Legenden und Mythen, das Internet hilft auch im Filmbereich nur allzu gern mit. Um den Film von Bo Arne Vibenius ranken sich so einige. Die mittlerweile berühmt berüchtigte Augenszene zum Beispiel, in der einem Toten mit einem Skalpell ins Auge gestochen worden sein soll. Ob Humbug oder nicht spielt im Grunde keine Rolle. Der Film lebt unter anderem von seinem legendären Status. Das allerdings hätte er gar nicht nötig, denn dieses Werk ist ein kleiner Klassiker des dreckigen und billigen Exploitation-Films. Und wenn man für dessen Entdeckung Mr. Quentin benötigt, dann kann man dies gern in Kauf nehmen.

„Thriller – A Cruel Picture“ ist kontrovers, vielleicht sogar verstörend. Gewiss auch brutal, aber dies liegt nun mal in seiner Art, genau so wollte ihn sein Macher haben. Hier ist es halt ein kleines schwedisches Kaff. Dreck und menschliche Abgründe gibt es auch hier, Sex sowieso. Dieser wird explizit gezeigt, mit unzähligen Nahaufnahmen menschlicher Genitalien beim Geschlechtsverkehr. Der Weg zum Porno ist nicht weit. Mittendrin diese junge unschuldige Frau, die dies über sich ergehen lassen muss. Natürlich wirkt der Streifen häufig billig, aber er kann dies in einigen Szenen gut kaschieren. Wenn in Super-Zeitlupe Polizisten von der schwarz gekleideten Rächerin ordentlich verdroschen werden, Kunstblut meterweise über das Set spritzt, dann kann man durchaus von künstlerischem Anspruch reden.

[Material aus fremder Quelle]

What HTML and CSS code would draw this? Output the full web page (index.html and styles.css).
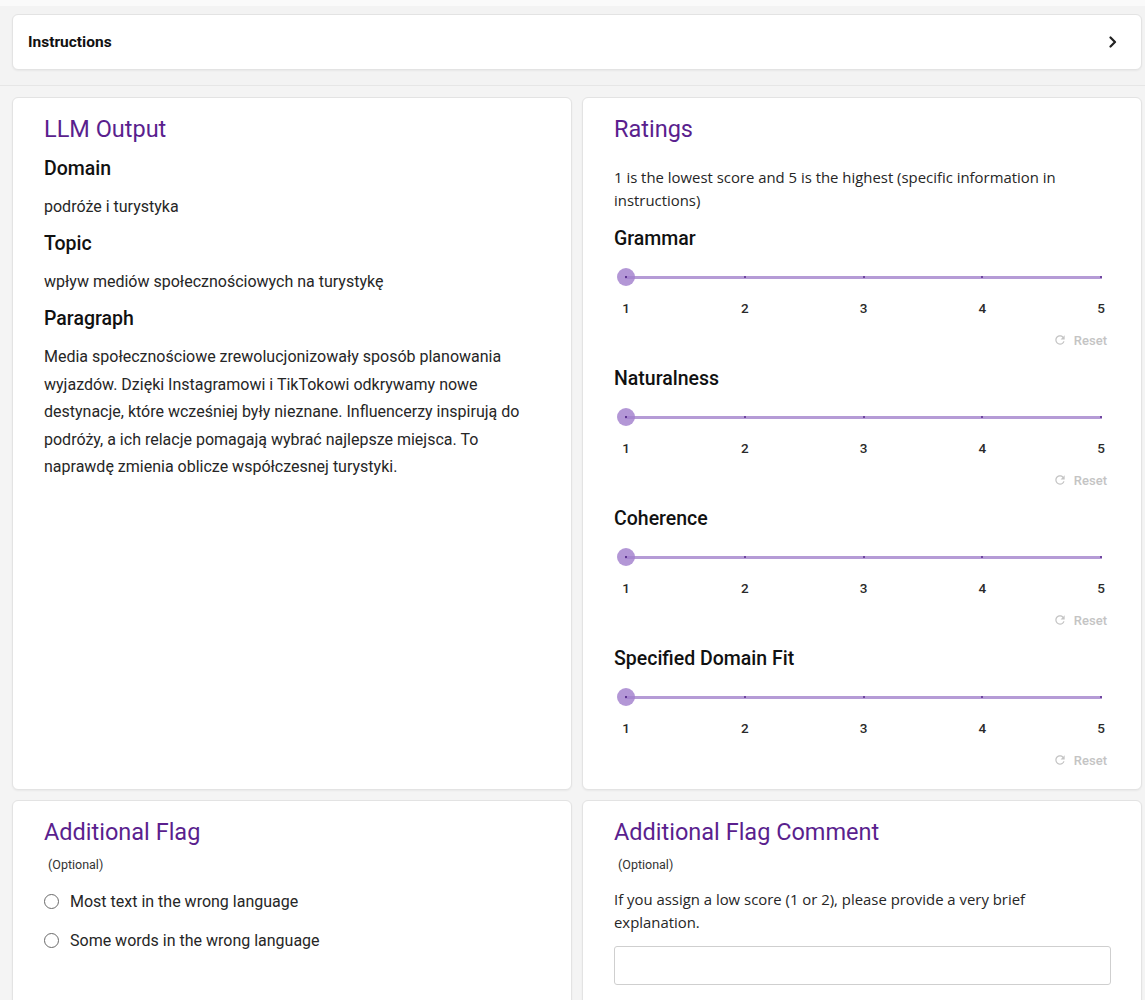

Gewalt gehört wie Sex dazu, allerdings nimmt diese nicht derartig extreme Formen an, wie man manchmal glauben mag. Es spritzt Blut, es gibt ausgestochene Augen in Nahaufnahme, aber mit schaudern muss man sich nicht vom Geschehen abwenden. Im Zentrum steht Christina Lindberg, die den ganzen Film über nichts zu sagen hat, man als Betrachter aber mit ihr fühlt. Mehr Leid kann man einem Menschen fast nicht zufügen. Dass sie derart brachial zurückschlägt, ist durchaus nachzuvollziehen. „Thriller – A Cruel Picture“ ist ein kleines Juwel, roh und gewalttätig, unbequem, irgendwie auch billig, aber auf der anderen Seite auch von unglaublicher Intensität. Für ein breiteres Publikum sicherlich weniger zu empfehlen, da die Grenzen des guten Geschmacks doch das eine oder andere Mal überschritten werden. Seiner Faszination schadet dies gewiss nicht.